Like most study abroad experiences at the University of Richmond, Ellen Walk’s trip to Trinidad, Jamaica, Panama, and Cuba on the 2011 Faculty Seminar Abroad didn’t end when the plane touched down in Richmond. Instead, the seminar inspired Walk, an assistant professor of management and information systems, to look for ways to internationalize her own teaching and expose her students to the world beyond U.S. borders. Spring break of the past year found Walk back in Panama—this time with the eight students in her short-term management course, “Role of Information and Communications Technologies in Developing Countries.”

The idea for the course grew out of Walk’s own experiences in the seminar. Since its inception in 1989, the Faculty Seminar Abroad has fostered interdisciplinary faculty teaching and research in significant regions around the globe. Furthermore, Walk says, it offers “a way for faculty members to get to know a region and make contacts, and at the same time represent the University to our academic partners.”

The seminar’s benefits also extend to students, making important contributions to Richmond’s goals of internationalizing the University and increasing the number of students with study abroad experience. “I think that everybody since the [2011] trip has done something with the region,” Walk says. “Either a presentation, or hosting a faculty member from one of the countries, or, in my case, a trip.”

Walk was attracted to the short-term study abroad course model because it offers students who have been unable to study abroad the opportunity to still experience foreign travel in an academic context. Of the course’s eight students, three were seniors in their final semester, so the trip was their last chance to study abroad. Matthew Chmielewski, ’12, came to the University as a transfer student and says, “there was no way I would have been able to study abroad.”

According to Walk, Panama was a natural choice for the course. “I felt like the contacts that we made and the impact of the expansion of the Panama Canal fit into my particular course description very well,” she says. Furthermore, although Panama’s official language is Spanish, many of its residents speak English, which allowed students to improve their language proficiency without the rigors of immersion.

In designing the course, Walk turned to her experiences on the 2011 seminar. “What was beneficial about the faculty seminar was that we literally were doing a dry run of the logistical steps in running a study abroad trip,” she says. The Office of International Education (OIE) provided her with pre-trip support, including two class speakers on health, safety, and cross-cultural issues. Finally, Walk obtained funding through C. Weinstein and Bonner Center for Civic Engagement grants. “[Those funds] made the trip possible, because we were trying to keep the cost way down,” Walk says.

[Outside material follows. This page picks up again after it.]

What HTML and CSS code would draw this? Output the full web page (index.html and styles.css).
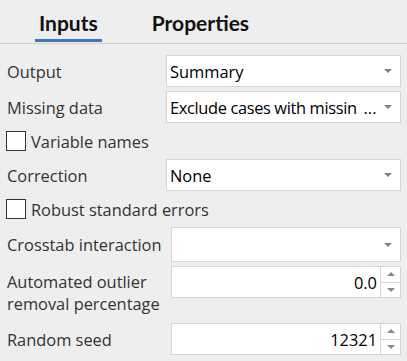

Although Walk duplicated certain trip activities from the faculty seminar—such as a hike through the rainforest on Barro Colorado Island and a day in historic Panama City—she also scheduled a number of innovative activities that enhanced students’ curricular learning and exposed them to diverse sides of Panamanian culture. In what Walk describes as the “highlight” of the trip—an opinion echoed by many students in the group’s trip blog—the class traveled in dugout canoes down the Chagres River to spend a day with the Emberá indigenous community.

This visit was facilitated by the group’s guide, Archie Kirchman, a Panamanian entrepreneur whom Walk met during the seminar. Walk identifies Kirchman as one of the most crucial elements of the trip’s success and credits the faculty seminar with allowing her to make such a connection. “It’s really important to have contacts that you have assessed long before the trip,” she says.

Kirchman also made a mark on the students. “He had a degree in some kind of telecommunications, but he was also an entrepreneur,” Chmielewski says. “I thought that set a really great example for us.”

The ability to see lessons learned in the classroom put into action in a real-world context had profound effects on students’ learning. The incorporation of the trip, says Walk, adds a multidisciplinary element to the class, “because it ends up being about the history, the culture, the politics, and the language.” She particularly recalls the group’s visit to the expansion zone of the Panama Canal, which, when completed, will double the capacity of the waterway. “It was like a scene from a James Bond movie,” Walk says. “All of a sudden the students understood exactly what an international supply chain is.”

Many students took those lessons back to Richmond. When Chmielewski’s strategic management course asked students to recommend strategies that would increase particular companies’ financial sustainability, he formulated a suggestion related to the Panama Canal. “Coming up with a recommendation like that would never have happened had I not gone on the trip and experienced the canal,” he says.

In April 2012, the OIE recognized Walk’s contributions with an International Education Award. Walk hopes to repeat the course in future years, perhaps for business management students, or with a trip to Cuba or Nicaragua. “When you put together a trip, it’s a lot of work,” she says. “So if it works really well you want to do it again.” As a result of a grant from the Mellon Foundation, she also will collaborate this fall with Claudia Ferman, a Spanish and film studies professor, to teach another information and communications technology seminar.

At the end of the day, the greatest benefits of such short-term study abroad courses accrue to the students themselves. “You can read all the books from all the different vantage points, but nothing beats being there and seeing for yourself,” says Isaiah Bailey, ’13. Chmielewski agrees. “Never having had the opportunity to study abroad, I was kind of limited in what I knew about the scope of the world. This experience makes me see that there’s a greater horizon beyond the United States.”